Now I can use the up/down arrow keys to select the column name that I want:

DAXCh05-6.png

Figure 25 Pressing the down arrow on the keyboard selects the next column down

And then pressing the up arrow also does what you’d expect:

DAXCh05-5.png

Figure 26 The up arrow selects the next column up

Once the desired column is highlighted, the <TAB> key finishes entering the name of that column in my formula:

DAXCh05-7.png

Figure 27 <TAB> key enters the selected column name in the formula and dismisses autocomplete

Now press <ENTER> to finish the formula, just like in Excel, and the column calculates:

DAXCh05-8.png

Figure 28 Pressing <ENTER> commits the formula. Note the entire column fills down, and the column gets a generic name.

Notice the slightly darker color of the calculated column? This is a really nice feature that is new in v2, and helps you recognize columns that are calculated rather than imported.

Just like Excel Tables!

If that whole experience feels familiar, it is. The Tables feature in “normal” Excel has behaved just like that since Excel 2007. Here is an example:

DAXCh05-9.png

Figure 29 PowerPivot Autocomplete and column reference follows the precedent set by Excel Tables

OK, the Excel feature looks a bit snazzier – it can appear “in cell” and not just in the formula bar for instance – but otherwise it’s the same sort of thing.

Rename the New Column

Notice how the new column was given a placeholder name? It’s a good idea to immediately rename that to something more sensible, just like we do immediately after importing data. Right-click the column header of the new column, choose Rename:

DAXCh05-10.png

Figure 30 Right click column header to rename column

Reference the New Column in Another Calculation

Calculated columns are referenced precisely the same way as imported columns. Let’s add another calculated column with the following formula:

=[Margin] / [SalesAmt]

And here is the result:

DAXCh05-11.png

Figure 31 A second calculated column, again using a simple Excel-style formula and [ColumnName]-style references

Notice how we referenced the [Margin] column using its new (post-rename) name, as opposed to its original name of [CalculatedColumn1]? In PowerPivot, the column names are not just labels. They also serve the role of named ranges. There isn’t one name used for display and another for reference; they are one and the same. This is a good thing, because you don’t have to spend any additional time maintaining separate named ranges.

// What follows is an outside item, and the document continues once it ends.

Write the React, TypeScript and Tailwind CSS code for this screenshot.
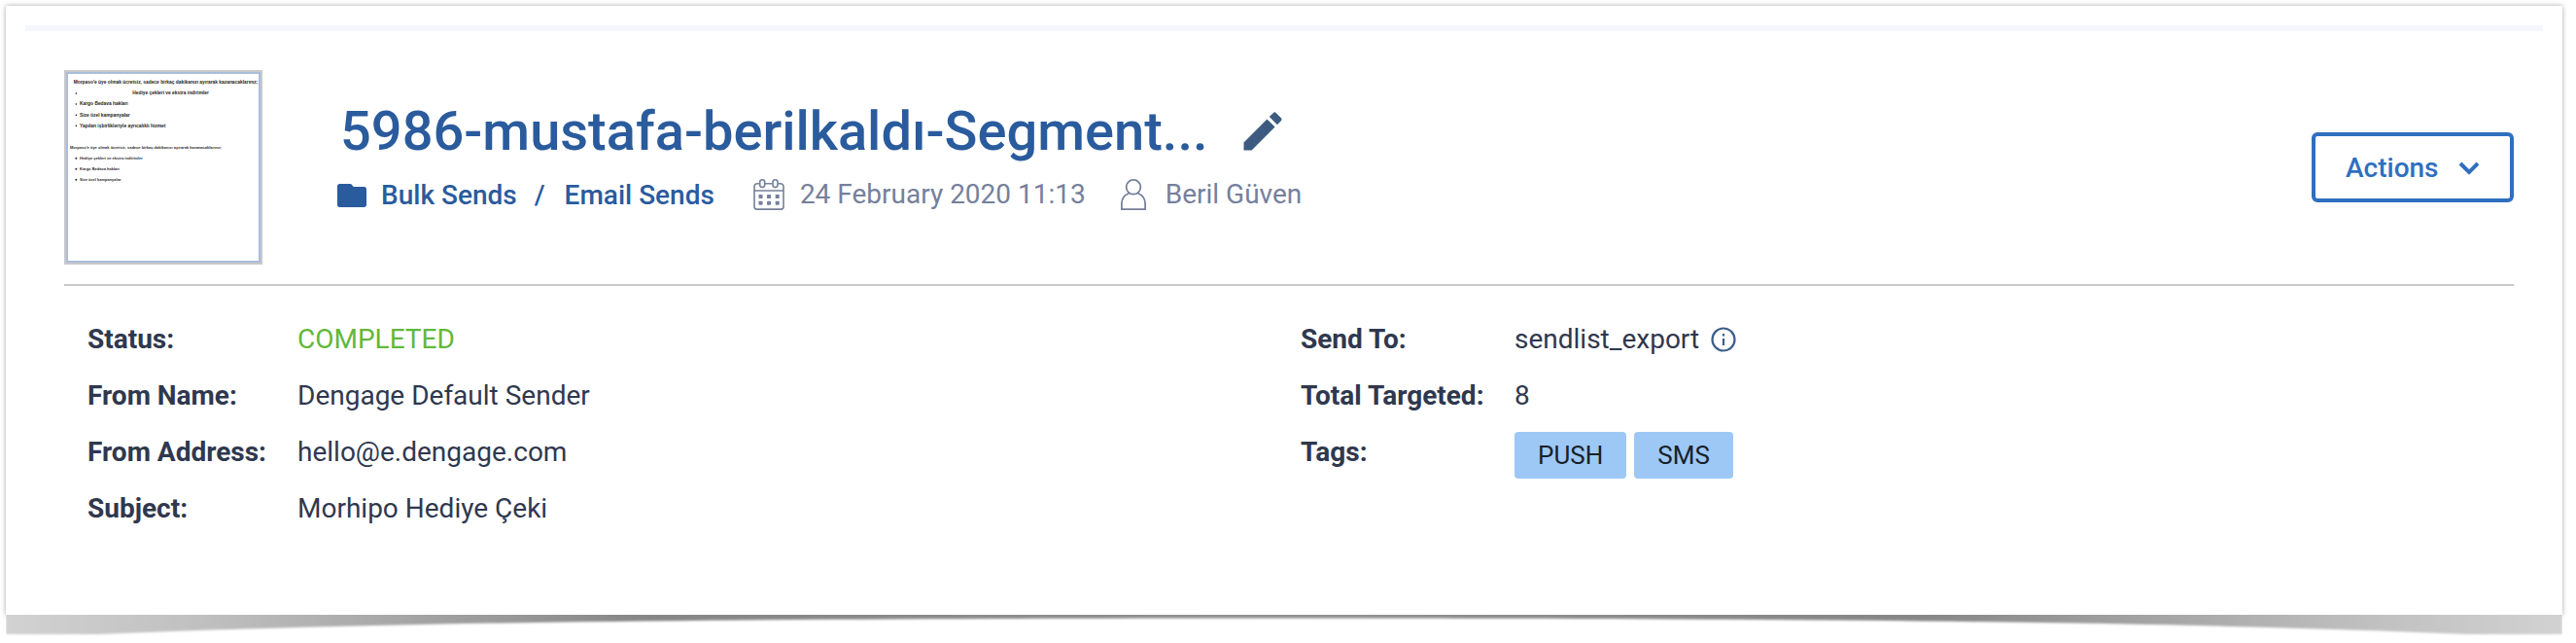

Properties of Calculated Columns

No Exceptions!

Every row in a calculated column shares the same formula. Unlike Excel Tables, you cannot create exceptions to a calculated column. One formula for the whole column. So if you want a single row’s formula to behave differently, you have to use an IF().

No “A1” Style Reference

PowerPivot always uses named references like [SalesAmt]. There is no A1-style reference in PowerPivot, ever. This is good news, as formulas are much more readable as a result.

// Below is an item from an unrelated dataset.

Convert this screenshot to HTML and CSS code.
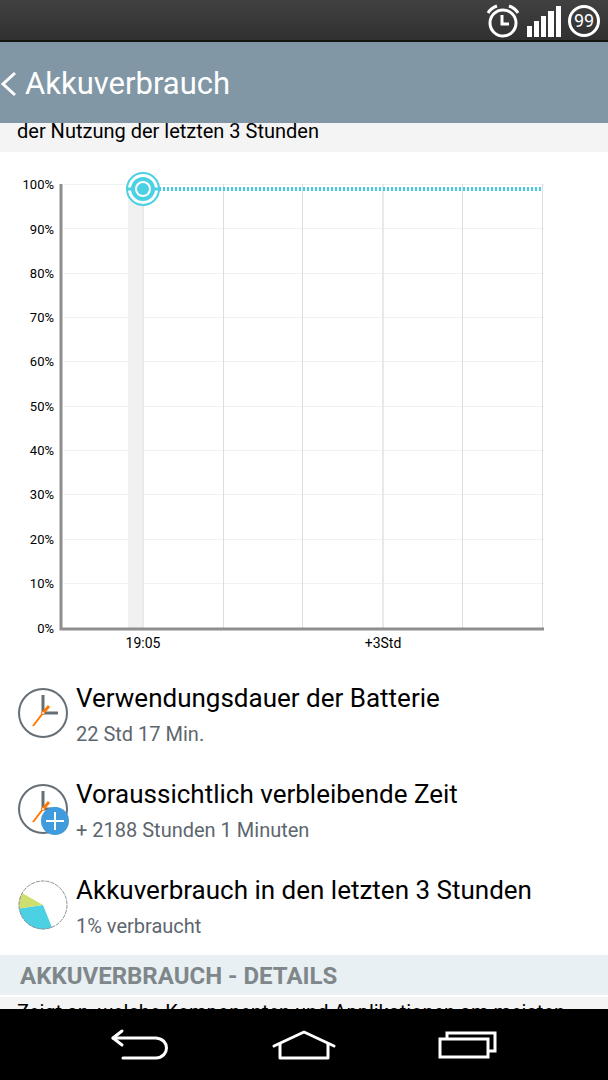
FILE: index.html
```html
<!DOCTYPE html>
<html lang="de">
<head>
    <meta charset="UTF-8">
    <meta name="viewport" content="width=device-width, initial-scale=1.0">
    <title>Akkuverbrauch</title>
    <link rel="stylesheet" href="styles.css">
</head>
<body>
    <div class="phone">
        <div class="status-bar">
            <svg width="34" height="34" viewBox="0 0 34 34" fill="none" stroke="#fff" aria-label="Wecker">
                <circle cx="17" cy="19" r="13" stroke-width="3"/>
                <path d="M16 11v9h7" stroke-width="3"/>
                <path d="M2 9Q5 4 11 2M23 2Q29 4 32 9" stroke-width="3"/>
            </svg>
            <svg width="34" height="34" viewBox="0 0 34 34" fill="#fff" aria-label="Signal">
                <path d="M0 22h5v11H0zM7 17h5v16H7zM14 12h5v21h-5zM21 7h6v26h-6zM29 2h5v31h-5z"/>
            </svg>
            <div class="battery">99</div>
        </div>

        <header class="title-bar">
            <button type="button" class="back" aria-label="Zurück">
                <svg width="17" height="26" viewBox="0 0 17 26" fill="none" stroke="#fff" stroke-width="3">
                    <path d="M15 2L3 13L15 24"/>
                </svg>
            </button>
            <h1>Akkuverbrauch</h1>
        </header>

        <main class="content">
            <p class="intro intro-top">der Nutzung der letzten 3 Stunden</p>

            <svg class="chart" viewBox="0 0 608 513" role="img" aria-label="Akkustand">
                <!-- Elapsed time -->
                <rect x="128" y="37" width="15" height="439" fill="#f1f1f1"/>

                <!-- Grid -->
                <path class="grid-h" d="M63 32.500H544M63 76.500H544M63 121.500H544M63 165.500H544M63 209.500H544M63 254.500H544M63 298.500H544M63 342.500H544M63 387.500H544M63 431.500H544"/>
                <path class="grid-v" d="M223.500 32V476M302.500 32V476M462.500 32V476M542.500 32V476"/>
                <path class="grid-main" d="M143 32V476M383 32V476"/>

                <!-- Axes -->
                <path class="axis" d="M61 32V477H544"/>

                <g class="labels-y">
                    <text x="54" y="37">100%</text>
                    <text x="54" y="82">90%</text>
                    <text x="54" y="126">80%</text>
                    <text x="54" y="170">70%</text>
                    <text x="54" y="214">60%</text>
                    <text x="54" y="259">50%</text>
                    <text x="54" y="303">40%</text>
                    <text x="54" y="347">30%</text>
                    <text x="54" y="392">20%</text>
                    <text x="54" y="436">10%</text>
                    <text x="54" y="481">0%</text>
                </g>
                <g class="labels-x">
                    <text x="143" y="496">19:05</text>
                    <text x="383" y="496">+3Std</text>
                </g>

                <!-- Forecast and current level -->
                <path class="forecast" d="M159 37H543"/>
                <circle cx="143" cy="37" r="16" fill="#fff" stroke="#4cd0e3" stroke-width="2"/>
                <path d="M128 37H160" stroke="#4cd0e3" stroke-width="3"/>
                <circle cx="143" cy="37" r="10" fill="#fff" stroke="#4cd0e3" stroke-width="4"/>
                <circle cx="143" cy="37" r="6" fill="#4cd0e3"/>
            </svg>

            <div class="row">
                <svg width="52" height="52" viewBox="0 0 52 52" fill="none">
                    <circle cx="25" cy="25" r="24" stroke="#666e76" stroke-width="2"/>
                    <path d="M25 7V25H40" stroke="#666e76" stroke-width="3"/>
                    <path d="M25 25L15 38" stroke="#ff7800" stroke-width="2"/>
                    <path d="M25 25L31 18" stroke="#ff7800" stroke-width="3"/>
                    <circle cx="25" cy="25" r="1.500" fill="#fff" stroke="#ff7800"/>
                </svg>
                <div class="row-text">
                    <h2>Verwendungsdauer der Batterie</h2>
                    <p>22 Std 17 Min.</p>
                </div>
            </div>
            <div class="row">
                <svg width="52" height="52" viewBox="0 0 52 52" fill="none">
                    <circle cx="25" cy="25" r="24" stroke="#666e76" stroke-width="2"/>
                    <path d="M25 7V25H40" stroke="#666e76" stroke-width="3"/>
                    <path d="M25 25L15 38" stroke="#ff7800" stroke-width="2"/>
                    <path d="M25 25L31 18" stroke="#ff7800" stroke-width="3"/>
                    <circle cx="25" cy="25" r="1.500" fill="#fff" stroke="#ff7800"/>
                    <circle cx="37" cy="37" r="14" fill="#3f9bdc"/>
                    <path d="M37 28V46M28 37H46" stroke="#fff" stroke-width="2"/>
                </svg>
                <div class="row-text">
                    <h2>Voraussichtlich verbleibende Zeit</h2>
                    <p>+ 2188 Stunden 1 Minuten</p>
                </div>
            </div>
            <div class="row">
                <svg width="52" height="52" viewBox="0 0 52 52" fill="none">
                    <path d="M25 25L1 28.500A24.300 24.300 0 0 0 34 47.500Z" fill="#4cd0e3"/>
                    <path d="M25 25L4 13A24.300 24.300 0 0 0 1 28.500Z" fill="#cfdf6f"/>
                    <circle cx="25" cy="25" r="24" stroke="#8a9095" stroke-dasharray="4 1"/>
                </svg>
                <div class="row-text">
                    <h2>Akkuverbrauch in den letzten 3 Stunden</h2>
                    <p>1% verbraucht</p>
                </div>
            </div>

            <h3 class="section-title">AKKUVERBRAUCH - DETAILS</h3>
            <p class="intro intro-details">Zeigt an, welche Komponenten und Applikationen am meisten</p>
        </main>

        <nav class="nav-bar">
            <button type="button" aria-label="Zurück">
                <svg width="60" height="34" viewBox="0 0 60 34" fill="none" stroke="#fff" stroke-width="3" stroke-linecap="round">
                    <path d="M3 10H46C60 11 60 29 46 30H13"/>
                    <path d="M12 3L3 10L12 17" stroke-linejoin="round"/>
                </svg>
            </button>
            <button type="button" aria-label="Startseite">
                <svg width="64" height="34" viewBox="0 0 64 34" fill="none" stroke="#fff" stroke-width="3" stroke-linecap="round" stroke-linejoin="round">
                    <path d="M2 18L32 4L62 18"/>
                    <path d="M8 16V30H56V16"/>
                </svg>
            </button>
            <button type="button" aria-label="Letzte Apps">
                <svg width="60" height="34" viewBox="0 0 60 34" fill="none" stroke="#fff" stroke-width="3">
                    <path d="M9 11V5H57V23H51"/>
                    <path d="M2 11H50V29H2Z"/>
                </svg>
            </button>
        </nav>
    </div>
</body>
</html>
```
FILE: styles.css
```css
html, body {
    height: 100%;
    margin: 0;
    font-family: Roboto, sans-serif;
    color: #000;
}

h1, h2, h3, p {
    margin: 0;
    font-weight: 400;
}

button {
    padding: 0;
    border: none;
    background: none;
    cursor: pointer;
}

svg {
    display: block;
    flex: none;
}

.phone {
    display: flex;
    flex-direction: column;
    height: 100vh;
    background-color: #fff;
}

.status-bar {
    display: flex;
    flex: none;
    align-items: center;
    justify-content: flex-end;
    gap: 7px;
    box-sizing: border-box;
    height: 42px;
    padding: 2px 8px 0 0;
    background: linear-gradient(#414141, #303030);
    border-bottom: 2px solid #15150f;
}

.battery {
    box-sizing: border-box;
    width: 32px;
    height: 32px;
    border: 3px solid #fff;
    border-radius: 50%;
    color: #fff;
    font-size: 18px;
    line-height: 26px;
    text-align: center;
}

.title-bar {
    display: flex;
    flex: none;
    align-items: center;
    gap: 8px;
    box-sizing: border-box;
    height: 81px;
    padding-top: 2px;
    background-color: #8197a5;
    color: #fff;
}

.title-bar h1 {
    font-size: 31px;
}

.content {
    flex: 1;
    min-height: 0;
    overflow: hidden; /* Scrolled text is cut off at both ends */
}

.intro {
    padding: 0 17px;
    background-color: #f4f4f4;
    font-size: 20px;
    line-height: 28px;
    white-space: nowrap;
}

.intro-top {
    margin-top: -6px;
    padding-bottom: 7px;
}

.intro-details {
    padding-top: 1px;
}

.chart {
    width: 100%;
    height: auto;
    fill: none;
}

.grid-h {
    stroke: #f1f1f1;
}

.grid-v {
    stroke: #dedede;
}

.grid-main {
    stroke: #e9e9e9;
    stroke-width: 2;
}

.axis {
    stroke: #8e8e8e;
    stroke-width: 3;
}

.forecast {
    stroke: #3fcfe6;
    stroke-width: 4;
    stroke-dasharray: 2 2;
}

.labels-y, .labels-x {
    fill: #000;
    font-size: 13px;
    text-anchor: end;
}

.labels-x {
    font-size: 14px;
    text-anchor: middle;
}

.row {
    display: flex;
    align-items: center;
    gap: 6px;
    box-sizing: border-box;
    height: 96px;
    padding: 2px 18px 0;
}

.row-text {
    padding-top: 4px;
}

.row h2 {
    font-size: 26px;
    line-height: 36px;
}

.row p {
    color: #5d666e;
    font-size: 20px;
    line-height: 36px;
}

.section-title {
    margin: 2px 0;
    padding: 2px 20px 0;
    background-color: #e8f0f3;
    color: #80878a;
    font-size: 24px;
    font-weight: 700;
    line-height: 38px;
}

.nav-bar {
    display: flex;
    flex: none;
    align-items: center;
    justify-content: space-between;
    height: 71px;
    padding: 0 110px;
    background-color: #000;
}
```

Columns are referenced via [ColumnName]. And yes, that means column names can have spaces in them.

Columns can also be referenced via ‘TableName’[ColumnName]. This becomes important later, but for simple calculated columns within a single table, it is fine to omit the table name.

Tables are referenced via ‘TableName’. Single quotes are used around table names. But the single quotes can be omitted if there are no spaces in the table name (meaning that TableName[ColumnName] is also legal, without single quotes, in the event of a “spaceless” table name).

Slightly More Advanced Calculations

Let’s try a few more things before moving on to measures.

Function Names Also Autocomplete

Let’s write a third calc column, and this time start the formula off with “=SU”…

DAXCh05-12.png

Figure 32 The names of functions also autocomplete. Note the presence of two familiar functions – SUM() and SUBSTITUTE() – as well as two new ones – SUMMARIZE() and SUMX()

We’ll get to SUMMARIZE() and SUMX() later in the book. For now, let’s stick with functions we already know from Excel, and write a simple SUM:

=SUM([ProductCost])

DAXCh05-13.png

Figure 33 SUM formula summed the entire column

Aggregation Functions Implicitly Reference the Entire Column

Notice how SUM applied to the entire [ProductCost] column rather than just the current row? Get used to that – aggregation functions like SUM(), AVERAGE(), COUNT(), etc. will always “expand” and apply to the entire column.

Quite a Few “Traditional” Excel Functions are Available

Many familiar faces have made the jump from normal Excel into PowerPivot. Let’s try a couple more.

=MONTH([OrderDate])

and

=YEAR([OrderDate])

To receive the following results:

DAXCh05-14.png

Figure 34 MONTH() and YEAR() functions also work just like they do in Excel

If you’d like to take a quick tour through the function list in PowerPivot, you can do so by clicking the little “fx” button, just like in Excel:

DAXCh05-15.png

Figure 35 PowerPivot also has a function picker dialog. Note the presence of many familiar functions.

Excel functions are identical in PowerPivot

If you see a familiar function, one that you know from normal Excel, you already know how to use it. It will have the same parameters and behavior as the original function from Excel.

OK, before anyone calls me a liar, I’ll qualify the above and say that it’s true 99.9% of the time. The keen eye of Bill Jelen has found one or two places where things diverge in small ways, but PowerPivot has done a frankly amazing job of duplicating Excel’s behavior, in no small part due to the Excel team helping them out. In most cases, PowerPivot uses exactly the same programming “under the hood” as Excel.

Enough Calculated Columns for Now

There is nothing inherently novel or game changing about calculated columns really. If that were the only calculation type offered by PowerPivot, it would definitely not be analogous to a “Biplane to jetplane” upgrade for Excel Pros.

We will come back to calculated columns a few more times during the course of the book, but first I want to introduce measures, the real game changer.